The C55x ISA can perform two instructions in parallel. The way the instruction encoding differentiates between sequential execution of a pair of instructions, “Inst1; Inst2”, and parallel execution, “Inst1 || Inst2” is by turning on a “parallel bit” in Inst2 (not Inst1 as on the C6x). This creates a problem. When an output section created by the linker contains code, trouble can arise if the memory immediately following this section starts with data that appears to have the parallel bit set. When executed the last instruction of the code section would gobble up the data and treat it as a parallel instruction. To prevent this the linker always inserts a one-byte NOP after the end of an output code section. (Note that NOP can never be the first instruction in a parallel pair so the data following a NOP cannot affect the execution of a NOP.)
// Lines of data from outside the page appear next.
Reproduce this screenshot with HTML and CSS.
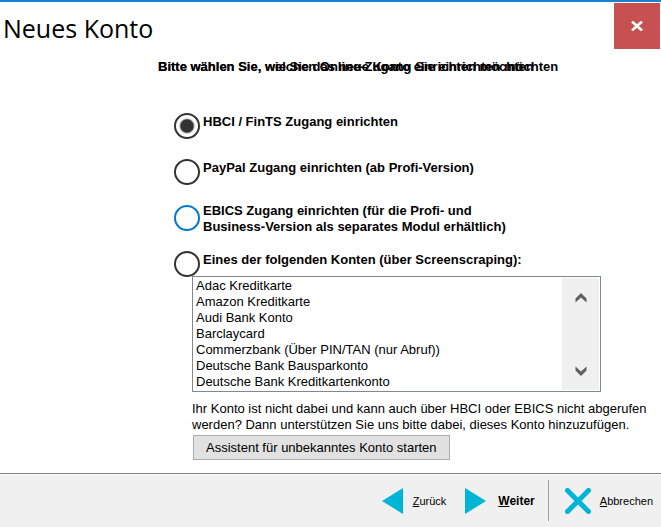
FILE: index.html
```html
<!DOCTYPE html>
<html lang="de">
<head>
  <meta charset="UTF-8">
  <title>Neues Konto</title>
  <link rel="stylesheet" href="styles.css">
</head>
<body>

  <header class="titlebar">
    <h1>Neues Konto</h1>
    <button class="close" type="button" aria-label="Schließen">
      <svg width="12" height="10" viewBox="0 0 12 10"><path d="M1 0.5L11 9.5M11 0.5L1 9.5" stroke="#fff" stroke-width="2.6"/></svg>
    </button>
  </header>

  <main>
    <!-- both page captions share one line -->
    <div class="captions">
      <p>Bitte wählen Sie, welchen Online-Zugang Sie einrichten möchten</p>
      <p>Bitte wählen Sie, wie Sie das neue Konto einrichten möchten</p>
    </div>

    <div class="options">
      <div class="option">
        <input type="radio" name="access" id="hbci" checked>
        <label for="hbci">HBCI / FinTS Zugang einrichten</label>
      </div>
      <div class="option">
        <input type="radio" name="access" id="paypal">
        <label for="paypal">PayPal Zugang einrichten (ab Profi-Version)</label>
      </div>
      <div class="option two-lines">
        <input type="radio" name="access" id="ebics" class="hot">
        <label for="ebics">EBICS Zugang einrichten (für die Profi- und<br>Business-Version als separates Modul erhältlich)</label>
      </div>
      <div class="option">
        <input type="radio" name="access" id="scraping">
        <label for="scraping" id="scraping-label">Eines der folgenden Konten (über Screenscraping):</label>
      </div>
    </div>

    <div class="accounts">
      <div class="listbox">
        <select size="7" aria-labelledby="scraping-label">
          <option>Adac Kreditkarte</option>
          <option>Amazon Kreditkarte</option>
          <option>Audi Bank Konto</option>
          <option>Barclaycard</option>
          <option>Commerzbank (Über PIN/TAN (nur Abruf))</option>
          <option>Deutsche Bank Bausparkonto</option>
          <option>Deutsche Bank Kreditkartenkonto</option>
        </select>
        <div class="scroller">
          <button type="button" aria-label="Nach oben">
            <svg width="12" height="10" viewBox="0 0 12 10"><path d="M0.5 5.5L6 0L11.5 5.5V9.5L6 4.5L0.5 9.5Z" fill="#606060"/></svg>
          </button>
          <button type="button" aria-label="Nach unten">
            <svg width="12" height="10" viewBox="0 0 12 10"><path d="M0.5 4.5L6 10L11.5 4.5V0.5L6 5.5L0.5 0.5Z" fill="#606060"/></svg>
          </button>
        </div>
      </div>
      <p class="hint">Ihr Konto ist nicht dabei und kann auch über HBCI oder EBICS nicht abgerufen<br>werden? Dann unterstützen Sie uns bitte dabei, dieses Konto hinzuzufügen.</p>
      <button class="assistant" type="button">Assistent für unbekanntes Konto starten</button>
    </div>
  </main>

  <footer class="toolbar">
    <button type="button">
      <svg width="22" height="26" viewBox="0 0 22 26"><path d="M0 13L21 0V26Z" fill="#00b4d8"/></svg>
      <span><u>Z</u>urück</span>
    </button>
    <button class="next" type="button">
      <svg width="22" height="26" viewBox="0 0 22 26"><path d="M21 13L0 0V26Z" fill="#00b4d8"/></svg>
      <span><u>W</u>eiter</span>
    </button>
    <button class="cancel" type="button">
      <svg width="26" height="26" viewBox="0 0 26 26"><path d="M2.5 2.5L23.5 23.5M23.5 2.5L2.5 23.5" stroke="#00b4d8" stroke-width="5" stroke-linecap="round"/></svg>
      <span><u>A</u>bbrechen</span>
    </button>
  </footer>

</body>
</html>
```
FILE: styles.css
```css
* {
  box-sizing: border-box;
}

body {
  display: flex;
  flex-direction: column;
  min-height: 100vh;
  margin: 0;
  border-top: 2px solid #1a80d8;
  background: #fff;
  color: #000;
  font: 13px/16px "Liberation Sans", Arial, sans-serif;
}

h1,
p {
  margin: 0;
}

button {
  padding: 0;
  border: none;
  background: none;
  color: inherit;
  font: inherit;
}

svg {
  display: block;
}

.titlebar {
  display: flex;
  justify-content: space-between;
  padding: 1px 1px 0 3px;
}

.titlebar h1 {
  font: 25px/50px "Open Sans", sans-serif;
}

.close {
  display: grid;
  place-items: center;
  width: 46px;
  height: 46px;
  background: #c75050;
}

main {
  flex: 1;
}

.captions {
  display: grid;
  padding: 6px 0 0 158px;
  font-weight: bold;
}

.captions p {
  grid-area: 1 / 1;
}

.options {
  display: grid;
  gap: 20px;
  padding: 38px 0 0 174px;
  font-weight: bold;
}

.option {
  display: flex;
  gap: 3px;
  height: 26px;
}

.option label {
  padding-top: 1px;
}

.two-lines {
  align-items: center;
}

.option input {
  appearance: none;
  flex: none;
  width: 26px;
  height: 26px;
  margin: 0;
  border: 2px solid #333;
  border-radius: 50%;
  background: #fff;
}

.option input:checked {
  background: radial-gradient(circle, #333 6px, #fff 8px);
}

.option input.hot {
  border-color: #0078d7;
}

.accounts {
  position: relative;
  margin: -1px 60px 12px 192px;
}

.listbox {
  display: flex;
  padding: 1px;
  border: 1px solid #828790;
  background: #fff;
}

.listbox select {
  flex: 1;
  min-width: 0;
  height: 112px;
  padding: 0;
  border: none;
  outline: none;
  background: #fff;
  color: #000;
  font: inherit;
  overflow: hidden;
}

.listbox option {
  min-height: 16px;
  padding: 0 2px;
  line-height: 16px;
}

.scroller {
  display: flex;
  flex-direction: column;
  justify-content: space-between;
  width: 37px;
  padding: 15px 0 14px;
  background: #f0f0f0;
}

.scroller button {
  display: grid;
  justify-content: center;
}

.hint {
  margin: 9px 0 2px;
  white-space: nowrap;
}

.assistant {
  height: 25px;
  margin-left: 1px;
  padding: 0 12px;
  border: 1px solid #adadad;
  background: #e1e1e1;
}

.toolbar {
  display: flex;
  justify-content: flex-end;
  align-items: center;
  gap: 19px;
  height: 54px;
  padding-right: 8px;
  border-top: 1px solid #808080;
  background: #f0f0f0;
  box-shadow: inset 0 1px #fff;
  font-size: 11px;
}

.toolbar button {
  display: flex;
  align-items: center;
  gap: 9px;
}

.toolbar .next {
  gap: 11px;
  font-size: 12px;
  font-weight: bold;
}

.toolbar .cancel {
  height: 41px;
  margin-left: -6px;
  padding-left: 16px;
  border-left: 1px solid #a0a0a0;
}
```
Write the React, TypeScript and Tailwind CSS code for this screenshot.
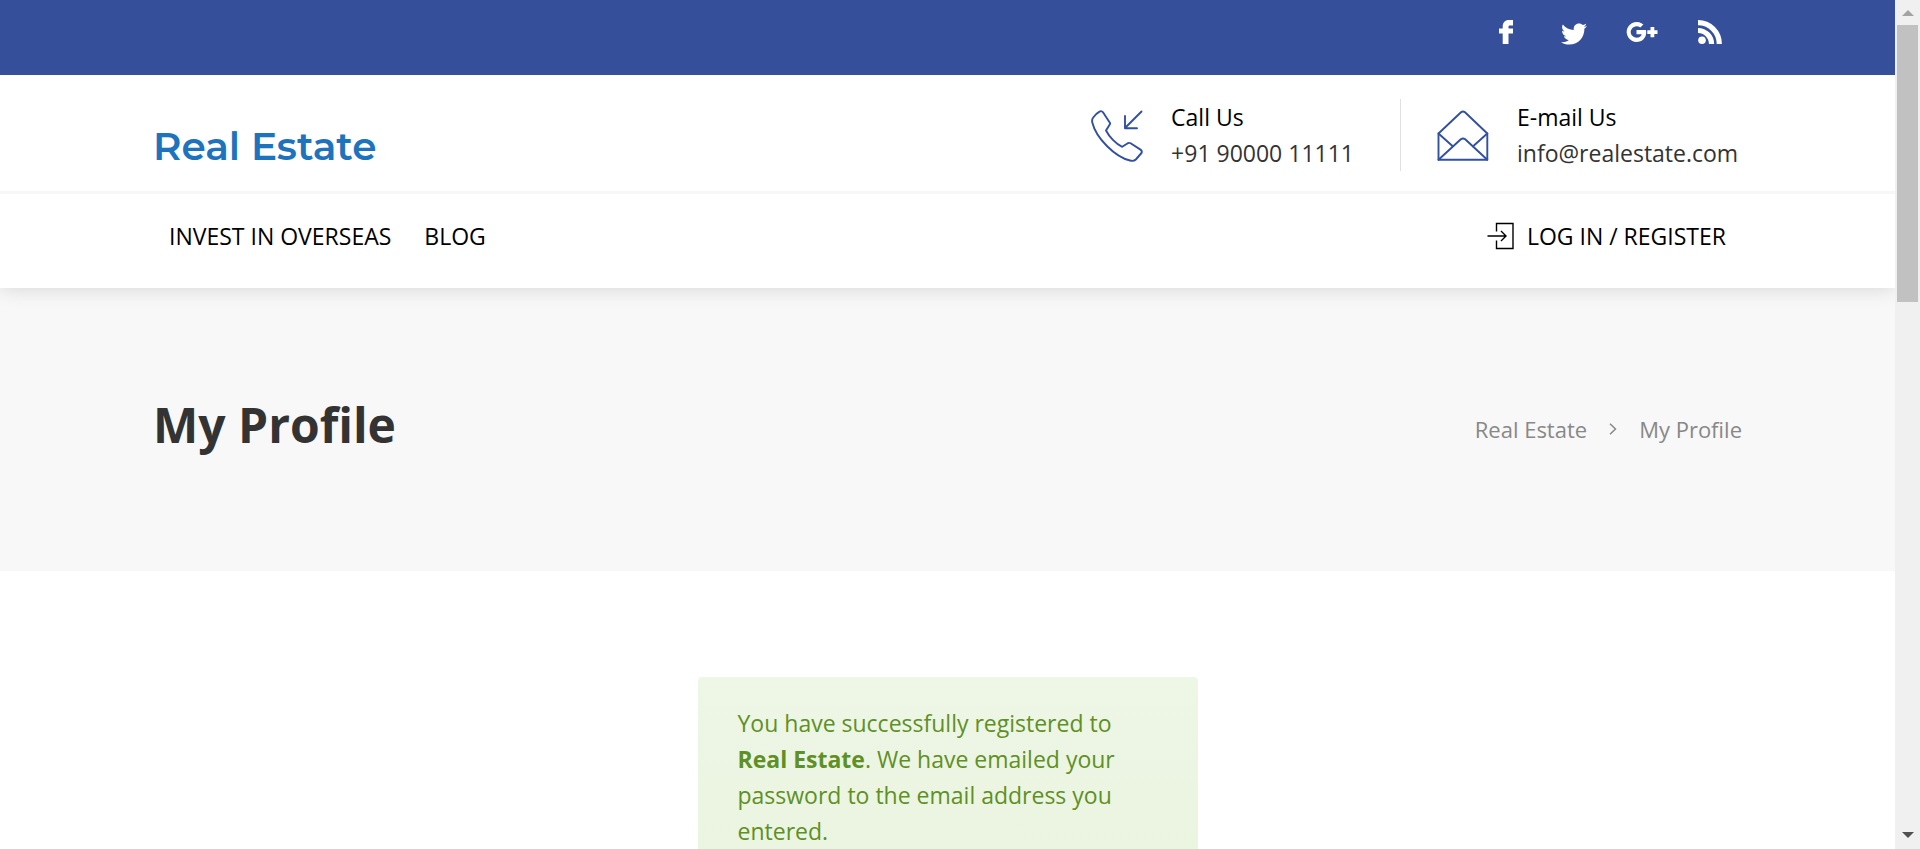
import React from "react";
import { FaTwitter } from "react-icons/fa";

function FacebookIcon() {
  return (
    <svg viewBox="0 0 24 24" className="h-6 w-6" fill="currentColor" aria-hidden="true">
      <path d="M19 0v5.500h-3.200c-1 0-1.300.6-1.300 1.400V8.500H19v5h-4.500V24H8.700V13.500H5v-5h3.700V6.400C8.700 2.500 11.200 0 14.800 0z" />
    </svg>
  );
}

function GooglePlusIcon() {
  return (
    <svg viewBox="0 0 32 24" className="h-6 w-8 shrink-0" fill="currentColor" aria-hidden="true">
      <path d="M10.500 10v4.200h5.200c-.5 2-2.300 3.600-5.200 3.600a5.800 5.800 0 1 1 3.800-10.200l3.100-3A10 10 0 1 0 10.500 22c5.700 0 9.700-4 9.700-9.700 0-.8-.1-1.600-.3-2.300z" />
      <path d="M24.500 7h3.800v3.300h3.200v3.700h-3.200v3.200h-3.800V14h-3.200v-3.700h3.200z" />
    </svg>
  );
}

function RssIcon() {
  return (
    <svg viewBox="0 0 24 24" className="h-6 w-6" aria-hidden="true">
      <circle cx="4" cy="20.200" r="3.800" fill="currentColor" />
      <path d="M0 10.500A13.500 13.500 0 0 1 13.500 24M0 2.700A21.300 21.300 0 0 1 21.300 24" fill="none" stroke="currentColor" strokeWidth="5.200" />
    </svg>
  );
}

function PhoneIcon() {
  return (
    <svg viewBox="0 0 52 52" className="mt-0.5 h-[52px] w-[52px] shrink-0 text-[#3150a0]" fill="none" stroke="currentColor" strokeWidth="1.900" strokeLinejoin="round" strokeLinecap="round" aria-hidden="true">
      <path d="M8.500 1.600Q10.500.4 12 2.300L19 13Q19.300 13.600 18.900 14.200L15 20.500C18 26.500 25 34 31.200 36.800L36.800 33.200Q38.200 32.500 39.600 33.300L49.500 39.600Q51.500 41 50.500 43L44.800 49.500Q42.800 51.500 39 50.500C24 47 5 28 1.300 12.500Q.6 9.500 2.200 7.500Q5 3.600 8.500 1.600z" />
      <path d="M50.500 1.500L34 18M34 6v12.200h12" />
    </svg>
  );
}

function EnvelopeIcon() {
  return (
    <svg viewBox="0 0 52 52" className="mt-0.5 h-[52px] w-[52px] shrink-0 text-[#3150a0]" fill="none" stroke="currentColor" strokeWidth="1.900" strokeLinejoin="round" strokeLinecap="round" aria-hidden="true">
      <path d="M1.500 23.500v26.300h48.800V23.500L28 2.200Q26 .6 24 2.200z" />
      <path d="M1.500 23.500l14.500 13M50.300 23.500l-14.500 13M1.500 49.800L23.800 29.300Q26 27.700 28.200 29.300L50.300 49.800" />
    </svg>
  );
}

function LoginIcon() {
  return (
    <svg viewBox="0 0 28 28" className="h-7 w-7" fill="none" stroke="currentColor" strokeWidth="1.400" aria-hidden="true">
      <path d="M9.500 9.500V1.500h16.500v25H9.500v-8M.5 14h18.500M14 9l5 5-5 5" />
    </svg>
  );
}

const socials = [
  { label: "Facebook", icon: <FacebookIcon /> },
  { label: "Twitter", icon: <FaTwitter className="mt-1 h-[26px] w-[26px] shrink-0" /> },
  { label: "Google Plus", icon: <GooglePlusIcon /> },
  { label: "RSS", icon: <RssIcon /> },
];

function Contact({ icon, title, value, href }: { icon: React.ReactNode; title: string; value: string; href: string }) {
  return (
    <div className="flex items-center gap-[28px]">
      {icon}
      <div>
        <p className="font-medium text-black">{title}</p>
        <a href={href} className="block">{value}</a>
      </div>
    </div>
  );
}

function ScrollBar() {
  return (
    <div className="flex w-[25px] shrink-0 flex-col items-center bg-[#f0f0f0]" aria-hidden="true">
      <div className="flex h-[25px] items-center">
        <svg viewBox="0 0 12 6" className="h-[6px] w-3" fill="#a3a3a3"><path d="M0 6L6 0l6 6z" /></svg>
      </div>
      <div className="h-[277px] w-[21px] bg-[#c1c1c1]" />
      <div className="mt-auto flex h-[28px] items-center">
        <svg viewBox="0 0 12 6" className="h-[6px] w-3" fill="#505050"><path d="M0 0l6 6 6-6z" /></svg>
      </div>
    </div>
  );
}

export default function App() {
  return (
    <div className="flex h-screen overflow-hidden bg-white font-['Open_Sans',sans-serif] text-[23px] leading-9 text-[#333]">
      <div className="min-w-0 flex-1 overflow-hidden">
        <header className="relative shadow-[0_0_20px_rgba(0,0,0,0.15)]">
          <div className="flex h-[75px] justify-end bg-[#354f9a] px-[153px] pt-5 text-white">
            <ul className="flex gap-11 pr-5">
              {socials.map((s) => (
                <li key={s.label}>
                  <a href="#" aria-label={s.label} className="flex h-6 w-6 items-center justify-center">{s.icon}</a>
                </li>
              ))}
            </ul>
          </div>
          <div className="flex justify-between border-b-[3px] border-[#f7f7f7] bg-white px-[153px] pt-6 pb-5">
            <a href="#" className="self-end pb-1 font-['Montserrat','Inter',sans-serif] text-[39px] leading-[42px] font-semibold text-[#1e73be]">Real Estate</a>
            <div className="flex">
              <div className="border-r border-[#e0e0e0] pr-[46px]">
                <Contact icon={<PhoneIcon />} title="Call Us" value="+91 90000 11111" href="tel:+919000011111" />
              </div>
              <div className="min-w-[341px] pl-9">
                <Contact icon={<EnvelopeIcon />} title="E-mail Us" value="info@realestate.com" href="mailto:info@realestate.com" />
              </div>
            </div>
          </div>
          <nav className="flex h-[94px] justify-between bg-white px-[169px] pt-6 font-medium text-black">
            <div className="flex gap-[33px]">
              <a href="#">INVEST IN OVERSEAS</a>
              <a href="#">BLOG</a>
            </div>
            <a href="#" className="flex h-9 items-center gap-3"><LoginIcon />LOG IN / REGISTER</a>
          </nav>
        </header>
        <section className="flex h-[283px] items-center justify-between bg-[#f8f8f8] px-[153px] pb-0.5">
          <h1 className="pb-2 text-5xl leading-[60px] font-bold">My Profile</h1>
          <div className="flex items-center text-[22px] text-[#888]">
            <a href="#">Real Estate</a>
            <svg viewBox="0 0 8 12" className="mx-[22px] h-3 w-2" fill="none" stroke="currentColor" strokeWidth="1.500" aria-hidden="true"><path d="M1 .7L6.500 6 1 11.300" /></svg>
            <span>My Profile</span>
          </div>
        </section>
        <main className="flex justify-center pt-[106px]">
          <p className="h-[260px] w-[500px] rounded bg-linear-to-b from-[#eef6e6] to-[#e9f4dd] px-10 pt-7 font-medium text-[#5f9025]">
            You have successfully registered to <strong className="font-bold">Real Estate</strong>. We have emailed your password to the email address you entered.
          </p>
        </main>
      </div>
      <ScrollBar />
    </div>
  );
}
When building the ROM from functions each in its own section typically we put many .text input subsections together producing a single .text output section that might look something like

  .text:_funcA    /*  5 bytes of code */
  .text:_funcB    /* 16 bytes of code */
  .text:_funcC
  NOP    ; inserted by linker

Now consider the scripting that creates the file to use when linking against the ROM image. It has lines that look like

  .dummy_ROMFinal_out0 { … } (.text:_funcA)  > 0x12340, type=NOLOAD
  .dummy_ROMFinal_out0 { … } (.text:_funcB)  > 0x12345, type=NOLOAD
  .dummy_ROMFinal_out0 { … } (.text:_funcC)  > 0x12355, type=NOLOAD 

When NOLOAD is used for a section, the linker runs its allocation algorithm for the section even though it does not include the section in the output. This can be useful in the ROM procedures described in the App Note because if the size of a function like funcA somehow ends up larger than the version of funcA that was used when the ROM image was created, the linker will stop with the now familiar error saying that funcA overlays funcB. And on most target architectures this would be fine. But for C55x, since each of the output sections (.dummy…) contains code the allocator inserts the extra one-byte NOP after each of these sections. Now the output section containing funcA requires 6, not 5, bytes and thus overlaps with the output section containing funcB. If these sections had actually been included in the output the layout would have been something like

  .text:_funcA    /*  5 bytes of code */
  NOP    ; inserted by linker
  .text:_funcB    /* 16 bytes of code */
  NOP    ; inserted by linker
  .text:_funcC
  NOP    ; inserted by linker 

This means we have to used DSECT rather than NOLOAD. DSECT does not do the overlap check since the linker does to do allocation for a DSECT section. However, and this is important, the hard-coded addresses used to place the .dummy sections are correct, that is, they accurately reflect where the sections ended up in the actual linked ROM image. (Of course, we no longer will get any indication if one of the functions do change size.)